Um Giganten dreht sich auch in Auenwald vieles. Die Gemeinde ist neu in der Fremdenverkehrsgemeinschaft Schwäbischer Wald und nimmt erstmals am Tag des Schwäbischen Waldes teil. Teil ihres umfangreichen Programms, das sie zusammengestellt hat, sind zwei geführte Wanderungen zu den Mammutbäumen auf Auenwalder Markung. Einer von ihnen gilt immerhin als Deutschlands größtes Exemplar. Dieses Highlight von 57 Metern Höhe lässt sich auch die Waldfee nicht entgehen: Leonie Treml hat den Baumriesen vor ihrer Wahl zur Waldfee schon einmal vergeblich gesucht. Seit ein paar Wochen nun ist der Weg zu der Wellingtonie, die im Staatswald steht, beschildert und findbar. Als zentrale, quirlige Anlaufstelle auf Auenwalder Markung entpuppt sich der Heslachhof. Über das gesamte Dorf verteilen sich Aktionen wie Pony- und Eselreiten, Kinderschminken, das Streuobstmobil oder die rollende Erlebnisschule Wald und Wild.
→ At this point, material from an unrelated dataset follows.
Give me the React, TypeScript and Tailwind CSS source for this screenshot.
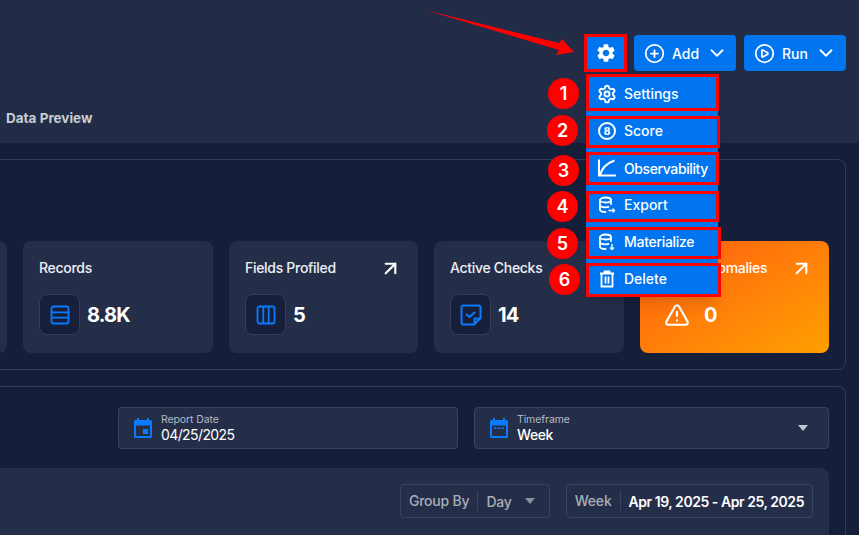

Im Wald und um den Wald herum spielt sich das Leben ab – nicht nur an diesem Tag. Rund 40 Prozent des Rems-Murr-Kreises sind Wald. Damit das in Zeiten der globalen Erwärmung auch in Zukunft so ist, braucht der Wald Hilfe. Um dafür ein Bewusstsein zu schaffen, lädt das Landratsamt am 4. Oktober in den Backnanger Plattenwald ein zur Aktion „Rette den Wald – pflanze einen Baum“. Weitere Infos im Forstamt unter Telefon 07191/895-4367.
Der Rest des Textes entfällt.